Stranger Child Abduction

Action Against Abduction defines stranger child abduction as that perpetrated by someone not known to, or recognised by, the victim¹.

How many children are abducted by a stranger?

Action Against Abduction’s analysis of 2011/12 crime data suggested that approximately 200 attempted abductions by a stranger were recorded by the police in the UK¹. In addition, in roughly 50 cases a stranger succeeded in taking a child; some of these abductions result in sexual assault. Given the substantial increase in the overall number of child abductions recorded by police since 2011/12 it is possible that that the number of stranger abductions may also have increased.

 

Action Against Abduction’s analysis¹ suggests that:

  • Three-quarters of stranger child abductions are perpetrated against girls.
  • Victims of attempted stranger abduction have an average age of 11 years.
  • Victims of completed abduction (with a clear sexual motive) have an average age of 14 years.
  • Roughly two-thirds of abductions by a stranger involve a perpetrator in a car.
  • Nearly half of attempted abductions by a stranger involve physical contact. Whilst most children suffer no injury, many are grabbed, dragged or held.

The police picture of child abduction is incomplete. Surveys suggest that roughly 1 in every 100 children experiences a stranger trying to lure them away in order to do them harm². Roughly 1 in every 600 children will, at some point in their childhood be made to go with a stranger. Some will be forced to touch, or be touched by, the perpetrator³.
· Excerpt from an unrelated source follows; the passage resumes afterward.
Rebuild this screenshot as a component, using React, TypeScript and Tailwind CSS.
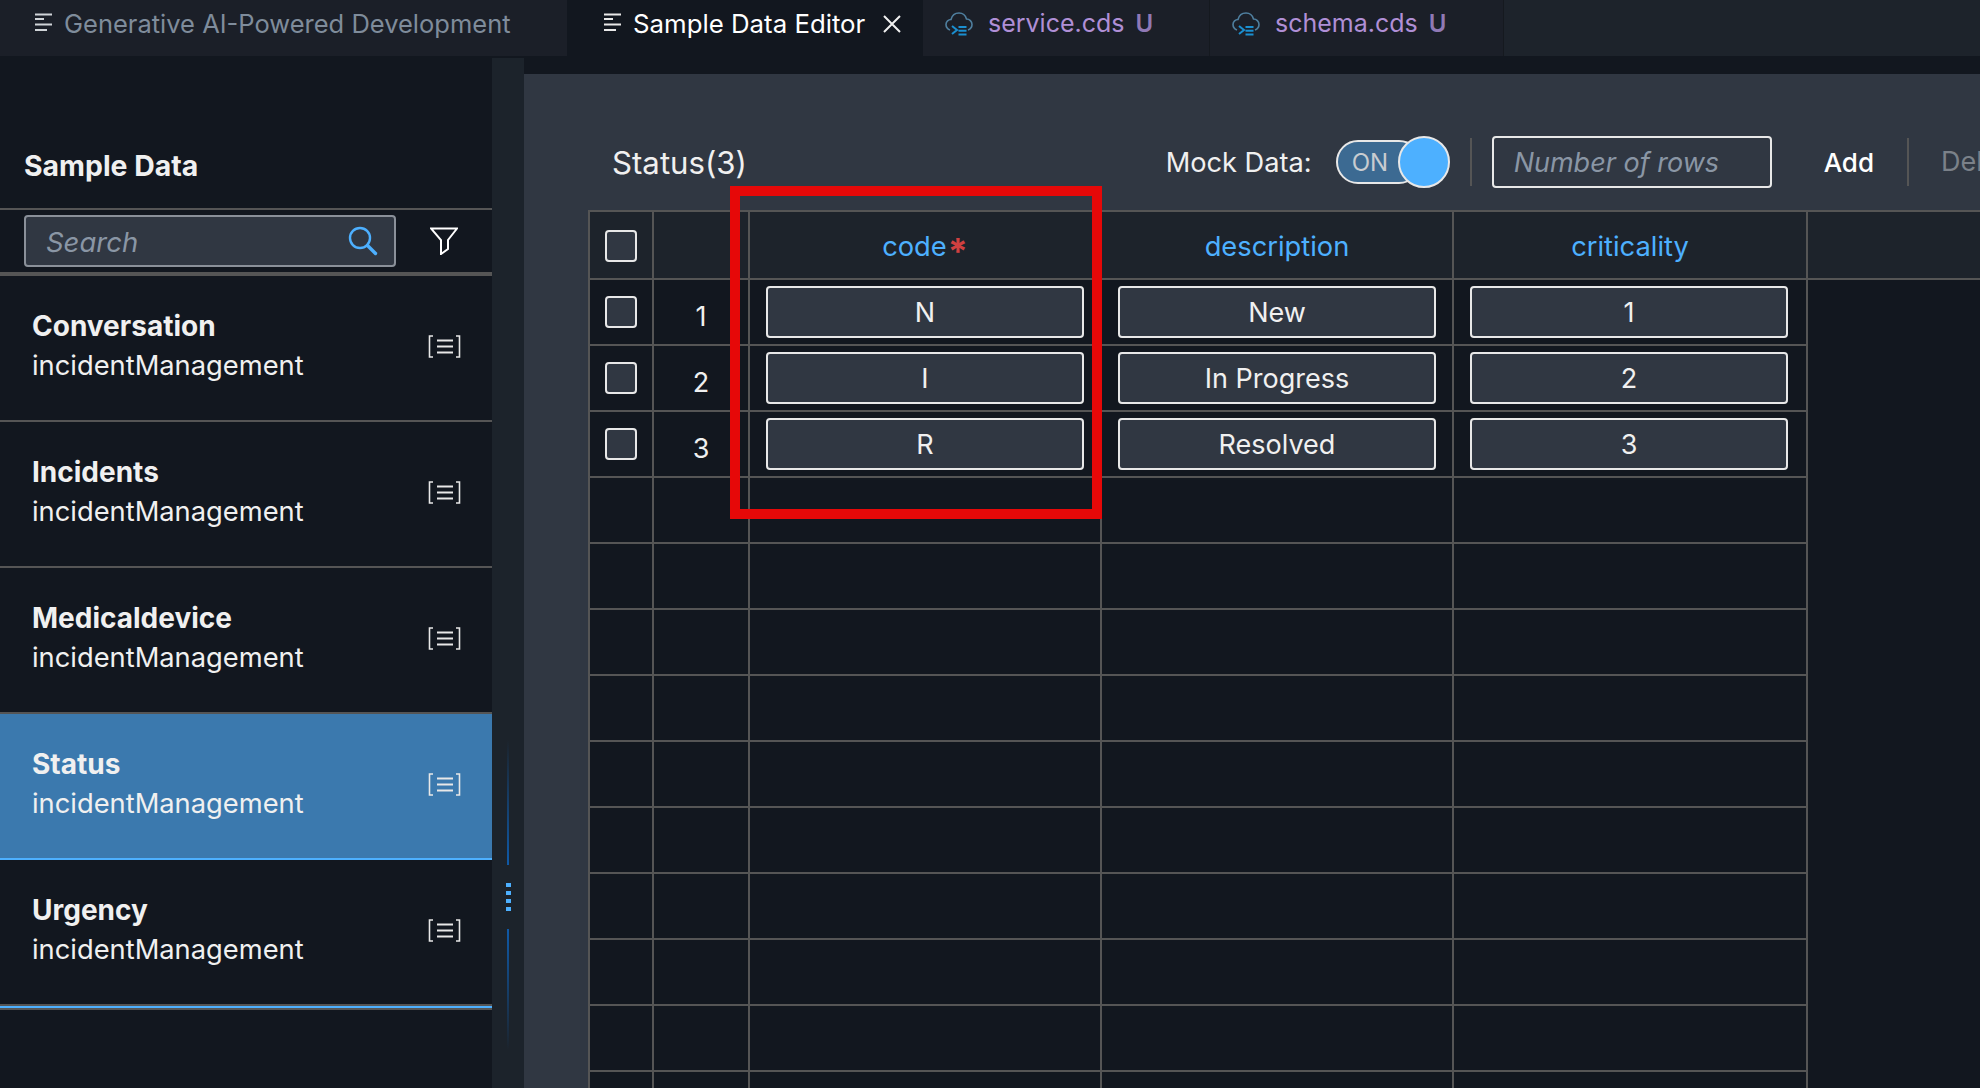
const ListIcon = ({ color }: { color: string }) => (
  <svg width="17" height="19" viewBox="0 0 17 19" fill="none" stroke={color} strokeWidth="2" className="shrink-0 -mt-[3px]">
    <path d="M0 1.500h17M0 6h9M0 11.500h17M0 17h12" />
  </svg>
);

const CloudIcon = () => (
  <svg width="28" height="24" viewBox="0 0 28 24" fill="none" className="shrink-0">
    <path
      d="M5 18C2.500 17 1 14.800 1 12.500 1 9.500 3.500 7.500 6 7.500 7 3.500 10 1 14 1c4 0 6.500 2.500 7.500 6 3 0 5.500 2.500 5.500 5.500 0 2.500-1.500 4.500-4 5.500"
      stroke="#4f7f9f"
      strokeWidth="1.6"
    />
    <path d="M7 14l5 4-5 4M13.500 15h8M13.500 18.800h8M13.500 22.500h8" stroke="#1b8fd0" strokeWidth="2" />
  </svg>
);

const SearchIcon = () => (
  <svg width="30" height="30" viewBox="0 0 30 30" fill="none" stroke="#4db0ff" strokeWidth="2.4">
    <circle cx="12" cy="12" r="10" />
    <path d="M19.500 19.500l8 8" strokeWidth="3.4" strokeLinecap="round" />
  </svg>
);

const FunnelIcon = () => (
  <svg width="28" height="28" viewBox="0 0 28 28" fill="none" stroke="#ffffff" strokeWidth="2">
    <path d="M1 1.500h26L18 13v9l-7 5V13z" />
  </svg>
);

const EntityIcon = () => (
  <svg width="33" height="23" viewBox="0 0 33 23" fill="none" stroke="#e8e8e8">
    <path d="M5 1H1.500v21H5M28 1h3.500v21H28" strokeWidth="1.6" />
    <path d="M9 5.500h16M9 11.500h16M9 17.500h16" strokeWidth="2" />
  </svg>
);

const FileTab = ({ name, width }: { name: string; width: string }) => (
  <div className={`${width} h-full flex items-center pl-[22px] pb-2 bg-[#1b1f28] border-r border-[#15191f]`}>
    <CloudIcon />
    <span className="ml-[15px] text-[25px] text-[#b08fd6] whitespace-nowrap">{name}</span>
    <span className="ml-[11px] text-[24px] font-semibold text-[#9079b5]">U</span>
  </div>
);

const entities = ["Conversation", "Incidents", "Medicaldevice", "Status", "Urgency"];

const Sidebar = () => (
  <div className="w-[492px] shrink-0 flex flex-col">
    <div className="h-[152px] flex items-end pl-6 pb-[24px]">
      <h1 className="text-[28.4px] font-bold text-[#f0f0f0] leading-9">Sample Data</h1>
    </div>
    <div className="h-[68px] border-t-2 border-b-4 border-[#555] flex items-center pl-6 gap-[34px]">
      <div className="w-[372px] h-[52px] bg-[#303742] border-2 border-[#8a9099] rounded flex items-center justify-between pl-[20px] pr-[16px]">
        <span className="italic text-[27.5px] text-[#8a96a5] pt-[3px]">Search</span>
        <SearchIcon />
      </div>
      <FunnelIcon />
    </div>
    {entities.map((name) => {
      const selected = name === "Status";
      return (
        <div
          key={name}
          className={`h-[146px] flex items-center justify-between pl-8 pr-[31px] pb-1 border-b-2 ${
            selected ? "bg-[#3b79ae] border-[#4db0ff]" : "border-[#555]"
          }`}
        >
          <div className="text-[#f0f0f0]">
            <div className="text-[28px] font-bold leading-10">{name}</div>
            <div className="text-[27.3px] leading-10">incidentManagement</div>
          </div>
          <EntityIcon />
        </div>
      );
    })}
    <div className="h-[4px] bg-[#4db0ff] border-b-2 border-[#555]" />
  </div>
);

const Sash = () => (
  <div className="w-[32px] shrink-0 mt-[2px] bg-[#1c232b] flex flex-col items-center justify-end pb-[38px]">
    <div className="w-[2px] h-[125px] bg-gradient-to-b from-transparent to-[#0f5aa8]" />
    <div className="flex flex-col gap-[4px] my-[18px]">
      <div className="w-[5px] h-[4px] bg-[#4db0ff]" />
      <div className="w-[5px] h-[4px] bg-[#4db0ff]" />
      <div className="w-[5px] h-[4px] bg-[#4db0ff]" />
      <div className="w-[5px] h-[4px] bg-[#4db0ff]" />
    </div>
    <div className="w-[2px] h-[121px] bg-gradient-to-t from-transparent to-[#0f5aa8]" />
  </div>
);

const Checkbox = () => <div className="w-8 h-8 bg-[#303742] border-2 border-[#e8e8e8] rounded" />;

const Cell = ({ value }: { value: string }) => (
  <div className="flex items-center border-r-2 border-b-2 border-[#555] pl-4">
    <div className="w-[318px] h-[52px] pt-[3px] bg-[#303742] border-2 border-[#e8e8e8] rounded flex items-center justify-center text-[27px] text-[#f0f0f0]">
      {value}
    </div>
  </div>
);

const rows = [
  ["N", "New", "1"],
  ["I", "In Progress", "2"],
  ["R", "Resolved", "3"],
];

const gridCols = "grid-cols-[64px_96px_352px_352px_354px]";

const Table = () => (
  <div className="relative ml-[64px] flex-1 min-h-0 bg-[#12171f]">
    <div className="flex h-[70px] bg-[#1d232b] border-t-2 border-b-2 border-[#555]">
      <div className={`grid ${gridCols} border-l-2 border-[#555]`}>
        <div className="flex items-center pl-[15px] pt-[2px] border-r-2 border-[#555]">
          <Checkbox />
        </div>
        <div className="border-r-2 border-[#555]" />
        {["code", "description", "criticality"].map((h) => (
          <div key={h} className="flex items-center justify-center pt-1 text-[27.3px] text-[#4db0ff] border-r-2 border-[#555]">
            {h}
            {h === "code" && <span className="text-[#d04040] text-[36px] font-bold leading-none ml-[1px] pt-2">*</span>}
          </div>
        ))}
      </div>
    </div>
    <div className={`grid ${gridCols} auto-rows-[66px] w-fit border-l-2 border-[#555]`}>
      {rows.map((r, i) => (
        <div key={r[0]} className="contents">
          <div className="flex items-center pl-[15px] border-r-2 border-b-2 border-[#555]">
            <Checkbox />
          </div>
          <div className="flex items-center justify-center pt-[10px] text-[27px] text-[#f0f0f0] border-r-2 border-b-2 border-[#555]">
            {i + 1}
          </div>
          {r.map((v) => (
            <Cell key={v} value={v} />
          ))}
        </div>
      ))}
      {Array.from({ length: 50 }).map((_, i) => (
        <div key={i} className="border-r-2 border-b-2 border-[#555]" />
      ))}
    </div>
    {/* highlight drawn over the code column */}
    <div className="absolute left-[142px] top-[-24px] w-[372px] h-[333px] border-[10px] border-[#e60808]" />
  </div>
);

const Main = () => (
  <div className="flex-1 min-w-0 mt-[18px] bg-[#303742] flex flex-col overflow-hidden">
    <div className="h-[136px] shrink-0 flex items-end pb-[22px] pl-[88px] pr-0">
      <div className="text-[31.2px] text-[#f0f0f0] leading-10 mb-[5px]">Status(3)</div>
      <div className="ml-auto flex items-center h-[52px] whitespace-nowrap">
        <span className="text-[27.2px] text-[#f0f0f0] pt-[3px]">Mock Data:</span>
        <div className="relative ml-6 w-[114px] h-[52px] flex items-center">
          <div className="w-[85px] h-[44px] pt-[2px] bg-[#3c6a92] border-2 border-[#e8e8e8] rounded-full flex items-center pl-[14px] text-[24px] text-[#c8ccd0]">
            ON
          </div>
          <div className="absolute right-0 top-0 w-[52px] h-[52px] rounded-full bg-[#4db0ff] border-2 border-[#e8e8e8]" />
        </div>
        <div className="w-[2px] h-[48px] bg-[#555] ml-5" />
        <div className="w-[280px] h-[52px] pt-[3px] ml-[20px] border-2 border-[#e8e8e8] rounded flex items-center pl-[20px] italic text-[27px] text-[#8a96a5]">
          Number of rows
        </div>
        <span className="ml-[52px] text-[26px] font-medium text-white">Add</span>
        <div className="w-[2px] h-[48px] bg-[#555] ml-[33px]" />
        <div className="ml-[32px] w-[39px] overflow-hidden text-[27px] text-[#7b8189]">Delete</div>
      </div>
    </div>
    <Table />
  </div>
);

export default function App() {
  return (
    <div className="w-[1980px] h-[1088px] overflow-hidden bg-[#12171f] flex flex-col font-['Inter',sans-serif]">
      <div className="h-14 shrink-0 flex bg-[#1d232b]">
        <div className="w-[567px] h-full flex items-center pl-[35px] pb-2 gap-3 bg-[#1b1f28]">
          <ListIcon color="#d0d4d8" />
          <span className="text-[25.5px] text-[#7f8c9b] whitespace-nowrap">Generative AI-Powered Development</span>
        </div>
        <div className="w-[356px] h-full flex items-center pl-[37px] pb-2 gap-3 bg-[#12171f]">
          <ListIcon color="#e8e8e8" />
          <span className="text-[25.8px] text-white whitespace-nowrap">Sample Data Editor</span>
          <svg width="18" height="18" viewBox="0 0 18 18" stroke="#f0f0f0" strokeWidth="2" className="ml-[6px]">
            <path d="M1 1l16 16M17 1L1 17" />
          </svg>
        </div>
        <FileTab name="service.cds" width="w-[287px]" />
        <FileTab name="schema.cds" width="w-[294px]" />
      </div>
      <div className="flex-1 min-h-0 flex">
        <Sidebar />
        <Sash />
        <Main />
      </div>
    </div>
  );
}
¹ Newiss, G. and Traynor, M. (2013) Taken: A study of child abduction in the UK. London: Parents and Abducted Children Together and Child Exploitation and Online Protection Centre.
² Radford, L., Corral, S., Bradley, C., Fisher, H., Bassett, C., Howat, N. and Collishaw, S. (2011) Child abuse and neglect in the UK today. London: NSPCC.
³ Gallagher, B., Bradford, M. and Pease, K. (2008) ‘Attempted and completed incidents of stranger-perpetrated child sexual abuse and abduction.’ Child Abuse and Neglect. 32: 517-528.